Edit: Changed shuffle to transfers
cc @quasiben @mrocklin
So my best guess is this is coming from replicate-popular-data (https://distributed.dask.org/en/latest/work-stealing.html#replicate-popular-data)
Is there a way to switch off below ( replicate-popular-data) with work-stealing ?
Also, I can confirm that the duplication happens with work-stealing off but is much much less.
Why, i have no clue . .
Another helpful thing here will be to force removal to remove these extra copies after each iteration, would be amazing if we can figure out a way to do that.
I think we might be able to delete the extra copies by something like below:
May be worth trying.
The replication of data during work stealing is currently not a tunable configuration but a policy choice made by dask. There is some good documentation on memory management here: https://distributed.dask.org/en/latest/memory.html#advanced-techniques. The TLDR is that this intended behavior of work stealing and dask promoted this kind of behavior where memory was plentiful and computation was scarce.
Also, on that page you will find more aggressive techniques for instructing dask on how to release tasks: client.cancel(fut) . Looking into changing the policy or at least a configurable policy would make sense to be but I am not clear on the timing of such a change. Typically scheduler changes move a little more slowly as they effect _all_ dask users.
With work stealing off we still see duplication because we will often (especially in joins) need to bring data together to perform some operation. I _think_ the graph and explanation below captures the idea of why duplication can be helpful and i really hope i don't confusing things -- my apologies if I do (not as familiar with the scheduler as i would like to be)

Assume the three inc boxes are data which live on different workers. To perform the add we need to bring the data together but we also see that we are going to do a final add at the end. The boxes are colored to represent the possibility of running on three different workers. Optimally, we should operate on worker and we could delete one of the incs after moving but what if we now add another operation (add another box) which also relies on an original inc need by yet another worker and we are now memory constrained. What should the policy be ?This is all to say dask wants to keep the duplicates around because high availably of data is great when we need it, we already paid the price to move and we may need the data on the original worker again -- win! Again, the policy maybe should be changed -- with UCX data movement becomes a lot cheaper.
First, a naming clarification:
To the actual point here though, yes, if a computation causes a piece of data to be replicated, perhaps because many workers need it to do different computations then Dask currently will not delete the extra copies today. This policy ends up being useful when data that is frequently accessed is likely to be needed in the future, which is common. Obviously it also has downsides though.
Ideally Dask would have some more active memory management that kept track of expected use in the future, active memory transfer, and so on, and would make more intelligent decisions. This sort of active memory mangement would be great, but would also take a non-trivial amount of time to accomplish (perhaps a developer-month or two). If anyone is interested in doing or funding this work then please let me know.

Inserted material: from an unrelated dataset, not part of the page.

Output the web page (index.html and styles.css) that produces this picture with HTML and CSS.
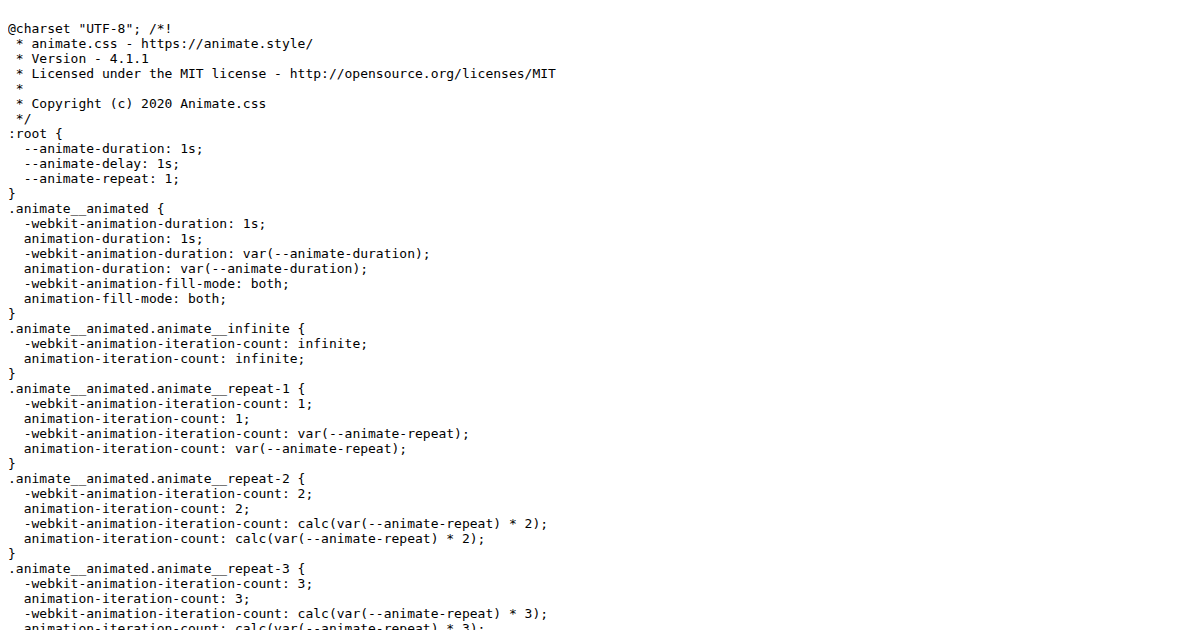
FILE: index.html
```html
<!DOCTYPE html>
<html>
<head>
<meta charset="UTF-8">
<link rel="stylesheet" href="styles.css">
</head>
<body class="page">
<pre class="source">@charset "UTF-8"; /*!
 * animate.css - https://animate.style/
 * Version - 4.1.1
 * Licensed under the MIT license - http://opensource.org/licenses/MIT
 *
 * Copyright (c) 2020 Animate.css
 */
:root {
  --animate-duration: 1s;
  --animate-delay: 1s;
  --animate-repeat: 1;
}
.animate__animated {
  -webkit-animation-duration: 1s;
  animation-duration: 1s;
  -webkit-animation-duration: var(--animate-duration);
  animation-duration: var(--animate-duration);
  -webkit-animation-fill-mode: both;
  animation-fill-mode: both;
}
.animate__animated.animate__infinite {
  -webkit-animation-iteration-count: infinite;
  animation-iteration-count: infinite;
}
.animate__animated.animate__repeat-1 {
  -webkit-animation-iteration-count: 1;
  animation-iteration-count: 1;
  -webkit-animation-iteration-count: var(--animate-repeat);
  animation-iteration-count: var(--animate-repeat);
}
.animate__animated.animate__repeat-2 {
  -webkit-animation-iteration-count: 2;
  animation-iteration-count: 2;
  -webkit-animation-iteration-count: calc(var(--animate-repeat) * 2);
  animation-iteration-count: calc(var(--animate-repeat) * 2);
}
.animate__animated.animate__repeat-3 {
  -webkit-animation-iteration-count: 3;
  animation-iteration-count: 3;
  -webkit-animation-iteration-count: calc(var(--animate-repeat) * 3);
  animation-iteration-count: calc(var(--animate-repeat) * 3);
}
.animate__animated.animate__delay-1s {
  -webkit-animation-delay: 1s;
  animation-delay: 1s;
}
</pre>
</body>
</html>
```

FILE: styles.css
```css
html, body {
  background: #ffffff;
}
.page {
  margin: 8px;
  overflow: hidden;
}
.source {
  margin: 13px 0;
  font-family: "DejaVu Sans Mono", monospace;
  font-size: 13px;
  line-height: 15px;
  color: #000000;
  white-space: pre-wrap;
  word-wrap: break-word;
}
```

Thanks all for the detailed context.
@VibhuJawa I wonder if this is a situation where a more aggressive spilling configuration would help us. Or does that run into a different set of issues?
Thanks a lot all for the detailed context and the diagrams , really helps me understand the issue more.

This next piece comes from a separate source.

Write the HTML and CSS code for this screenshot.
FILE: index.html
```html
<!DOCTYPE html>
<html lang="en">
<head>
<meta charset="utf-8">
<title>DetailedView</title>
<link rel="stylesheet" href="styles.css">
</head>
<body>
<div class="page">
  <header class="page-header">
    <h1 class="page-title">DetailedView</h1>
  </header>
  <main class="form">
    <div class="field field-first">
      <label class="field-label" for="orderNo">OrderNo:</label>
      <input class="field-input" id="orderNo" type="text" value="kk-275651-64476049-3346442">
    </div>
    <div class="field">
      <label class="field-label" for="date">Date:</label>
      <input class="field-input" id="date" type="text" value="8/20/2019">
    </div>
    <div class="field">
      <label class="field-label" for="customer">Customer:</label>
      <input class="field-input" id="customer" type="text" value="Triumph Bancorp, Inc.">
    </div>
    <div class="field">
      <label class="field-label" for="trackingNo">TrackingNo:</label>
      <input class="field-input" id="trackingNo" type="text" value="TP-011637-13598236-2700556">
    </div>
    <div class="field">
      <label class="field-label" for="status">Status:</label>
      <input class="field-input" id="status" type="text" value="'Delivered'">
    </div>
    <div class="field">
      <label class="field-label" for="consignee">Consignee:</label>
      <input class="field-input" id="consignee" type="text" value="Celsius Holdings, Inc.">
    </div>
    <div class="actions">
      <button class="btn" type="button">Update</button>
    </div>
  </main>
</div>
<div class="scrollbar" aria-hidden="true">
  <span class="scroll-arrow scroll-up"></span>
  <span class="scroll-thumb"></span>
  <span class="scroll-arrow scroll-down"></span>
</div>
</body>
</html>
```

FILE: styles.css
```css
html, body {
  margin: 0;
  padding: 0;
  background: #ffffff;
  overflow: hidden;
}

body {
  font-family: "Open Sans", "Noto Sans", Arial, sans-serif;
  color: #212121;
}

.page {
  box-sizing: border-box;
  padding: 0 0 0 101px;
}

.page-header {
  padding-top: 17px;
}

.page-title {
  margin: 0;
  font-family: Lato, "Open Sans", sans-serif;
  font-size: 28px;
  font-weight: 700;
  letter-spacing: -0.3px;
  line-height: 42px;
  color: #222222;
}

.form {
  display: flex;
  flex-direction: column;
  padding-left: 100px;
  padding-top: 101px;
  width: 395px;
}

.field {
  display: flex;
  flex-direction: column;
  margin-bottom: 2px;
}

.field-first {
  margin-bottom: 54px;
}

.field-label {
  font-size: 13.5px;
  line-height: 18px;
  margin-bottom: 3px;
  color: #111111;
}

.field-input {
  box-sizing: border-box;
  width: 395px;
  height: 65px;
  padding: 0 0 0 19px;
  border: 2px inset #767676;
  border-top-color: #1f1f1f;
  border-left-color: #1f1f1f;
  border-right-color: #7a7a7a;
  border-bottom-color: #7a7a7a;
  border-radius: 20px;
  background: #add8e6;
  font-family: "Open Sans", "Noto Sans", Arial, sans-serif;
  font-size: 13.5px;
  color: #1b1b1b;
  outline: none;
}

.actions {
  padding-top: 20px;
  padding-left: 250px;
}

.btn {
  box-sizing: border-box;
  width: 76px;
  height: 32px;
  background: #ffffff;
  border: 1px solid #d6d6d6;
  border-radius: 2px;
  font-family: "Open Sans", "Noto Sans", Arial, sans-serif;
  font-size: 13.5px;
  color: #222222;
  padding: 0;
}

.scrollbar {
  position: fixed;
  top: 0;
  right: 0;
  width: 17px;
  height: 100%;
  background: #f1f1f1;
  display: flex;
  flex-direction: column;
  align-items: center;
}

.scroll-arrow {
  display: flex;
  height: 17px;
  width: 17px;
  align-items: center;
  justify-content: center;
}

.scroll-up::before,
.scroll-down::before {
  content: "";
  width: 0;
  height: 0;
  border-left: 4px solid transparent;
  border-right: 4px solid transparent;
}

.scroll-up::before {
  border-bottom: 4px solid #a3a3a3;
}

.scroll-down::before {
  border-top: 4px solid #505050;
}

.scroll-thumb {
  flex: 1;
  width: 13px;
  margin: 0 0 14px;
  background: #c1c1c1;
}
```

- I think that when you say "shuffle" you mean data transfer. Shuffle is actually a term that means a very specific type of data transfer that is like an all-to-all.
Thanks for the clarification, fixed it in the issue title and name.

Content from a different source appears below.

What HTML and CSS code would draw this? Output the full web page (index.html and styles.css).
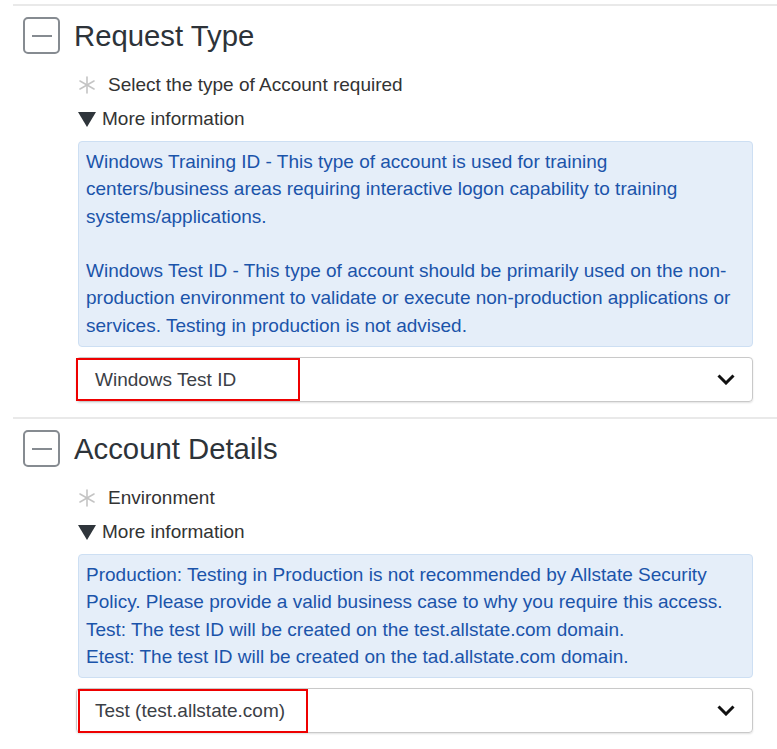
FILE: index.html
```html
<!DOCTYPE html>
<html lang="en">
<head>
<meta charset="utf-8">
<title>Request form</title>
<link rel="stylesheet" href="styles.css">
</head>
<body>
<div class="page">
  <section class="section">
    <div class="section-head">
      <span class="toggle"><span class="toggle-bar"></span></span>
      <h2 class="section-title">Request Type</h2>
    </div>
    <div class="field">
      <div class="label-row">
        <svg class="req" viewBox="0 0 18 18" aria-hidden="true"><g stroke="#c4c4c4" stroke-width="1.6" stroke-linecap="round"><line x1="9" y1="1" x2="9" y2="17"/><line x1="2" y1="5" x2="16" y2="13"/><line x1="2" y1="13" x2="16" y2="5"/></g></svg>
        <span class="label-text">Select the type of Account required</span>
      </div>
      <div class="more-row">
        <svg class="tri" viewBox="0 0 18 16" aria-hidden="true"><polygon points="0,1 18,1 9,16" fill="#2f353b"/></svg>
        <span class="more-text">More information</span>
      </div>
      <div class="info">
        <div>Windows Training ID - This type of account is used for training centers/business areas requiring interactive logon capability to training systems/applications.</div>
        <div class="para">Windows Test ID - This type of account should be primarily used on the non-production environment to validate or execute non-production applications or services. Testing in production is not advised.</div>
      </div>
      <div class="select">
        <span class="select-value">Windows Test ID</span>
        <svg class="chev" viewBox="0 0 18 11" aria-hidden="true"><polyline points="1.5,1.5 9,9 16.5,1.5" fill="none" stroke="#111" stroke-width="3" stroke-linejoin="miter"/></svg>
        <span class="mark mark-1"></span>
      </div>
    </div>
  </section>
  <section class="section">
    <div class="section-head">
      <span class="toggle"><span class="toggle-bar"></span></span>
      <h2 class="section-title">Account Details</h2>
    </div>
    <div class="field">
      <div class="label-row">
        <svg class="req" viewBox="0 0 18 18" aria-hidden="true"><g stroke="#c4c4c4" stroke-width="1.6" stroke-linecap="round"><line x1="9" y1="1" x2="9" y2="17"/><line x1="2" y1="5" x2="16" y2="13"/><line x1="2" y1="13" x2="16" y2="5"/></g></svg>
        <span class="label-text">Environment</span>
      </div>
      <div class="more-row">
        <svg class="tri" viewBox="0 0 18 16" aria-hidden="true"><polygon points="0,1 18,1 9,16" fill="#2f353b"/></svg>
        <span class="more-text">More information</span>
      </div>
      <div class="info">
        <div>Production: Testing in Production is not recommended by Allstate Security Policy. Please provide a valid business case to why you require this access.</div>
        <div>Test: The test ID will be created on the test.allstate.com domain.</div>
        <div>Etest: The test ID will be created on the tad.allstate.com domain.</div>
      </div>
      <div class="select">
        <span class="select-value">Test (test.allstate.com)</span>
        <svg class="chev" viewBox="0 0 18 11" aria-hidden="true"><polyline points="1.5,1.5 9,9 16.5,1.5" fill="none" stroke="#111" stroke-width="3" stroke-linejoin="miter"/></svg>
        <span class="mark mark-2"></span>
      </div>
    </div>
  </section>
</div>
</body>
</html>
```

FILE: styles.css
```css
html, body {
  margin: 0;
  padding: 0;
  background: #ffffff;
}

body {
  font-family: "Liberation Sans", Arial, sans-serif;
  color: #333333;
}

.page {
  padding-top: 4px;
  margin-left: 13px;
}

.section {
  border-top: 2px solid #e9e9e9;
  padding: 11px 0 15px 0;
}

.section-head {
  display: flex;
  align-items: center;
  gap: 14px;
  padding-left: 10px;
}

.toggle {
  box-sizing: border-box;
  width: 37px;
  height: 37px;
  border: 2px solid #868b91;
  border-radius: 5px;
  display: flex;
  align-items: center;
  justify-content: center;
}

.toggle-bar {
  width: 20px;
  height: 2px;
  background: #868b91;
}

.section-title {
  margin: 0;
  font-size: 29.3px;
  font-weight: normal;
  color: #2d3339;
  line-height: 37px;
}

.field {
  padding-left: 63px;
  padding-right: 24px;
}

.label-row,
.more-row {
  display: flex;
  align-items: center;
  height: 24px;
  font-size: 19px;
  color: #333333;
}

.label-row {
  margin-top: 19px;
  padding-left: 2px;
}

.more-row {
  margin-top: 10px;
  padding-left: 2px;
}

.req {
  width: 18px;
  height: 18px;
  margin-right: 12px;
}

.tri {
  width: 18px;
  height: 16px;
  margin-right: 6px;
}

.info {
  margin-top: 10px;
  margin-left: 2px;
  background: #e5eef9;
  border: 1px solid #cddff3;
  border-radius: 4px;
  padding: 6px 8px 7px 7px;
  font-size: 19px;
  line-height: 27.3px;
  color: #1b54aa;
}

.info .para {
  margin-top: 27.3px;
}

.select {
  position: relative;
  box-sizing: border-box;
  margin-top: 10px;
  height: 45px;
  border: 1px solid #c9c9c9;
  border-radius: 4px;
  box-shadow: 0 1px 2px rgba(0, 0, 0, 0.12);
  display: flex;
  align-items: center;
  justify-content: space-between;
  padding: 0 17px 0 18px;
  font-size: 19px;
  color: #3b4046;
}

.chev {
  width: 18px;
  height: 11px;
}

.mark {
  position: absolute;
  top: 0;
  left: -1px;
  height: 43px;
  border: 2px solid #ee0000;
  box-sizing: border-box;
}

.mark-1 {
  width: 224px;
}

.mark-2 {
  left: 1px;
  width: 230px;
  height: 44px;
}
```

To the actual point here though, yes, if a computation causes a piece of data to be replicated, perhaps because many workers need it to do different computations then Dask currently will not delete the extra copies today. This policy ends up being useful when data that is frequently accessed is likely to be needed in the future, which is common. Obviously it also has downsides though.
Got it , this helps me to clear stuff up that this in-fact is by design.
Ideally Dask would have some more active memory management that kept track of expected use in the future, active memory transfer, and so on, and would make more intelligent decisions. This sort of active memory mangement would be great, but would also take a non-trivial amount of time to accomplish (perhaps a developer-month or two). If anyone is interested in doing or funding this work then please let me know.
FWIW, I think this will be great to have especially in memory constrained workflows but i would let others take a call on this.
Follow ups:
Q1. Does exploring using the _delete_worker_data defined below for the time being for deleting the duplicated tasks make sense especially now with ucx (as ben pointed out) the transfer cost are minimized or is there a cleaner way to remove a future from just 1 particular worker while keeping it on the other ?
Q2. Is there an easy way to turn work_stealing off and then back on after starting the cluster, as i just want it off for some part of my workflow and want to keep the advantages that it has to offer us .
For context i tried doing below after starting the cluster but it did not change if i have started the cluster all ready.
dask.config.set({"distributed.scheduler.work-stealing": work_stealing})
Thanks all for the detailed context.
@VibhuJawa I wonder if this is a situation where a more aggressive spilling configuration would help us. Or does that run into a different set of issues?
I don't think this is really an option right now as this whole thing stemmed from trying to achieve a work around for set-index for which we have to do aggressive spilling to make it work .
Closing as this is not a bug. If there's further discussions on this topic would recommend opening an issue on the dask repo.